Within the current strategic plan goals and objectives, the college has recognized within the VCC (2008) VCC Strategic Plan Update 2005-08 that a distinct opportunity exists with the “large urban Aboriginal population underserved” (p. 1). Within this same plan, VCC’s commitment to Aboriginal learners is articulated through the goal to improve learning opportunities and the objective to “increase the number of aboriginal learners” (p. 2). VCC is also committed to the goal of building alliances in key sectors, with the objective to strengthen partnerships with other educational institutions, industry associations, Aboriginal organizations, and community groups (p. 2).

This research project followed the action research work undertaken in 2008 and 2009 with the Consortium, which started with local, regional, and national research of Exemplary Practices in Accessibility for Aboriginal Learners (Mixon, 2008a). The goal of that research was to identify barriers and studies of promising practices that could inform planning. Following the completion of the2008 research, the Consortium undertook research on the Aboriginal Community Post-Secondary Education Needs Framework (Mixon, 2009), which resulted in the identification of educational programs that were requested by individual learners, those aligned with labour market needs, and those that were identified by communities to support community development. In 2009, the Consortium decided to undertake further study of individual learner experiences with their institutional partners and developed a comprehensive Aboriginal learners’ survey with VCC and Capilano University (Dipuma, 2009). This qualitative research provided a greater understanding of financial barriers, personal supports needed, and the role of instructors, Elders, and Aboriginal advisors in supporting the success of learners. My research project has been intended to provide the qualitative data that will enhance the Consortium’s understanding of individual learner needs, expectations, and aspirations. The phases of Consortium action research are outlined in Figure 1.

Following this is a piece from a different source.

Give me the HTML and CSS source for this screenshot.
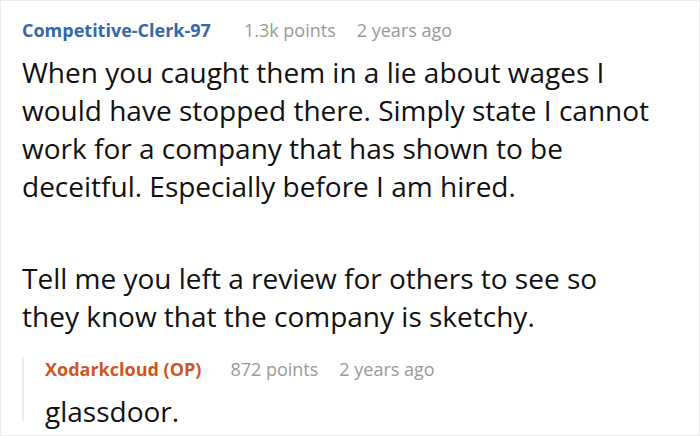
FILE: index.html
```html
<!DOCTYPE html>
<html>
<head>
<meta charset="utf-8">
<link rel="stylesheet" href="styles.css">
</head>
<body>
<div class="card">
  <div class="meta">
    <span class="author">Competitive-Clerk-97</span>
    <span class="info">1.3k points</span>
    <span class="info">2 years ago</span>
  </div>
  <div class="body">
    <p>When you caught them in a lie about wages I would have stopped there. Simply state I cannot work for a company that has shown to be deceitful. Especially before I am hired.</p>
    <p>Tell me you left a review for others to see so they know that the company is sketchy.</p>
  </div>
  <div class="reply">
    <div class="meta">
      <span class="author op">Xodarkcloud (OP)</span>
      <span class="info">872 points</span>
      <span class="info">2 years ago</span>
    </div>
    <div class="reply-body">glassdoor.</div>
  </div>
</div>
</body>
</html>
```

FILE: styles.css
```css
html, body {
  margin: 0;
  padding: 0;
  background: #fff;
}
.card {
  width: 700px;
  height: 436px;
  box-sizing: border-box;
  border: 1px solid #ebebeb;
  padding: 17px 21px 0 21px;
  font-family: "Open Sans", "Noto Sans", sans-serif;
  color: #111;
}
.meta {
  display: flex;
  align-items: baseline;
  gap: 0 21px;
  font-size: 18px;
  line-height: 24px;
  margin-bottom: 11px;
}
.author {
  font-weight: 700;
  color: #3468a8;
  margin-right: 12px;
}
.author.op {
  color: #cf5522;
  margin-right: 8px;
}
.info {
  color: #999;
}
.body {
  font-size: 28px;
  line-height: 38px;
  width: 632px;
}
.body p {
  margin: 0 0 54px 0;
}
.body p:last-child {
  margin-bottom: 0;
}
.reply {
  margin-top: 31px;
  border-left: 2px solid #ebebeb;
  padding-left: 21px;
}
.reply .meta {
  margin-top: -9px;
  margin-bottom: 0;
}
.reply-body {
  font-size: 28px;
  line-height: 20px;
  padding: 20px 0 0 0;
}
```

Figure . Consortium Aboriginal learner research.

AES is the department of VCC that is directly engaged with Aboriginal communities and organizations to achieve mutually beneficial outcomes for VCC that take the next step in the evolution of customer loyalty to integration (Briscoe, 2002, p. ii). A critical component of the VCC Aboriginal Education Strategy 2010–2013 (Mixon, 2010) is establishing mechanisms to support the sustainability of the Consortium and community integration, which has been a catalyst for the VCC AES department’s work and outcomes.

The VCC Aboriginal Education Strategy 2010–2013 (Mixon, 2010) echoed the vision, mission, values, and strategic plan of VCC (2006) and built upon the strategic initiatives of the Consortium (VCC, 2007). The focus of the VCC AES strategic plan is to sustain the Consortium and community integration activities, sustain Elders’ representation and cultural workshops, and establish an Aboriginal bursary in perpetuity. Other components within the AES strategic plan for 20102013 are intended to enhance or fill gaps including: increasing awareness and access to VCC throughout the region through VCC workshops and community presentations, mailings, web presence, and an on-line college readiness video, while, at the same time, enhancing student services. Of critical importance to the AES department, the strategy identifies developing Aboriginal programs in strategic program areas that meet Aboriginal community and labour market needs. Finally, the VCC AES strategy contributes to the organizational development of the college through on-going Teaching Aboriginal Higher Learners Workbook (Mixon, 2008c) and subsequent emergent VCC strategies that support Aboriginal learners.

Currently, although the VCC First Nations Employment Equity Policy (as cited in VCC, 1994) exists, it has not been activated. At the present time, there are only six (0.005%) Aboriginal people of the 1,200 VCC employees who serve more than 600 Aboriginal learners at VCC, with only three being teaching faculty. Recognition of the need for more Aboriginal instructors at post-secondary institutes in Canada was articulated by the Association of Canadian Community Colleges (ACCC) who, in 2005, specifically recommended “hiring Aboriginal faculty who are knowledgeable about and experienced with Aboriginal communities” (p. 80). Researchers have agreed that Aboriginal employees can help to “resolve the systemic issues affecting students’ dissatisfaction with education” (Battiste & McLean, 2005, p. 8) in post-secondary institutes, where “long-established practices, norms, and policies are typically seen as serving the values and cultural norms of the dominant non-Aboriginal society” (Malatest, 2002, p. 18).